→ GIVEN DATA
------

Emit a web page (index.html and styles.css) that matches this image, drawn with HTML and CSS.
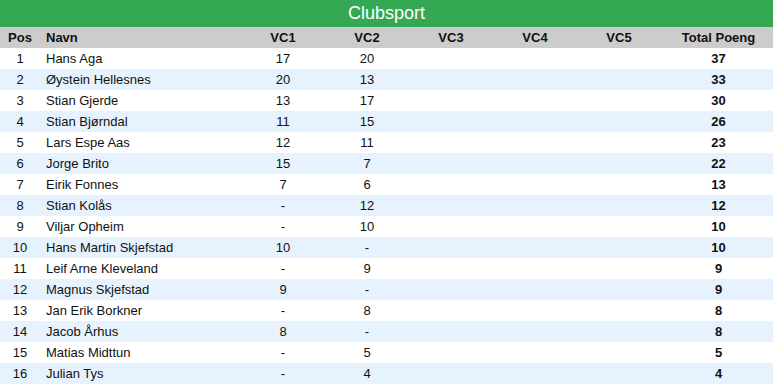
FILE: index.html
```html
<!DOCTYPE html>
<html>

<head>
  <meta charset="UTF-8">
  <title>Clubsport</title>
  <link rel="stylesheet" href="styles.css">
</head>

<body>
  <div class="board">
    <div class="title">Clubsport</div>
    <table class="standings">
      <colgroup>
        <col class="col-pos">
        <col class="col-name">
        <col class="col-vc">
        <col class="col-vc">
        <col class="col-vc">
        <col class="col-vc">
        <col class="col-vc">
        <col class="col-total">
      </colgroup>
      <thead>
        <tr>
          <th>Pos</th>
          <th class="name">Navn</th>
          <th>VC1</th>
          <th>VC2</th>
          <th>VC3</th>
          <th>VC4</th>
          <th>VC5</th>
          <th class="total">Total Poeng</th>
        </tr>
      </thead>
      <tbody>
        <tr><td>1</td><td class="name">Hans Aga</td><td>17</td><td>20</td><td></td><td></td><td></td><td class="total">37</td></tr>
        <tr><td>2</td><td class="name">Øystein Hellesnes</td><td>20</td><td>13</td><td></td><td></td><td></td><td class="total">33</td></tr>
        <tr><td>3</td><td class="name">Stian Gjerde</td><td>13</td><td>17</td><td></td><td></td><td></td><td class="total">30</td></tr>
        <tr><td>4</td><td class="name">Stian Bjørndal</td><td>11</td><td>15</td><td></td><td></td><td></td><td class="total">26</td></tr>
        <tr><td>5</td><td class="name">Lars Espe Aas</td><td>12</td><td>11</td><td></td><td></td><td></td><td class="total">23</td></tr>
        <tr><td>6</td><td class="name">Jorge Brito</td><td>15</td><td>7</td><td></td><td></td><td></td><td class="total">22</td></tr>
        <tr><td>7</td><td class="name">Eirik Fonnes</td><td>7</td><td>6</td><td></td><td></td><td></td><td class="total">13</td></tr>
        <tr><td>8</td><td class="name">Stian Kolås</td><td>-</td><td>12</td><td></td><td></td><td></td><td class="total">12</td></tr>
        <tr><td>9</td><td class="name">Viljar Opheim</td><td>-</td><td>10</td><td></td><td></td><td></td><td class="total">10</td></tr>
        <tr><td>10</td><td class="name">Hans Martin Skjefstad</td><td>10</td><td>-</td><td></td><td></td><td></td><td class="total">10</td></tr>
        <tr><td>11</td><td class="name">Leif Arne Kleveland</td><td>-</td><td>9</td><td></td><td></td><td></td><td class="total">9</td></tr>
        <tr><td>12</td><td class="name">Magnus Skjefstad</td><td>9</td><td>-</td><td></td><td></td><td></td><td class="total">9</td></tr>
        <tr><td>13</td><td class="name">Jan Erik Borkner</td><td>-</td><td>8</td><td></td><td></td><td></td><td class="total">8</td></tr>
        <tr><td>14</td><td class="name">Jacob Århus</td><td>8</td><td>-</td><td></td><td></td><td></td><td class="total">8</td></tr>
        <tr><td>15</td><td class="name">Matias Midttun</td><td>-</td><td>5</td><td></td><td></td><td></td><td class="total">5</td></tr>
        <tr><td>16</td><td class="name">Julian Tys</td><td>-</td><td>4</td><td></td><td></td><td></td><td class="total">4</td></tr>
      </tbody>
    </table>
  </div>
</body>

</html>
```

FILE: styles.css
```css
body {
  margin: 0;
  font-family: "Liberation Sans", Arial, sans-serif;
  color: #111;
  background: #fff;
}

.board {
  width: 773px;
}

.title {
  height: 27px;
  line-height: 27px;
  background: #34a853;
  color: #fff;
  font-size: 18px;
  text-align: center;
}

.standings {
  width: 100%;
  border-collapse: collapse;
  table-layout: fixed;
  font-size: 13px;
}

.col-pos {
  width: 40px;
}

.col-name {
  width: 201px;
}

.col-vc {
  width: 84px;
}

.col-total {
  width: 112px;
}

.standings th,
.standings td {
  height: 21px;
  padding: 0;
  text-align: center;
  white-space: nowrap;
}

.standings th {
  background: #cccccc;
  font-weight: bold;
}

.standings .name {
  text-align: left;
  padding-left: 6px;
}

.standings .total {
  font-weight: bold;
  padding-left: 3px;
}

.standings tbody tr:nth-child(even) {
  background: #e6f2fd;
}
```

------

Lines that include the word "styles" are to be extracted from the data above.

→ RESULT BELOW
Emit a web page (index.html and styles.css) that matches this image, drawn with HTML and CSS.
  <link rel="stylesheet" href="styles.css">
FILE: styles.css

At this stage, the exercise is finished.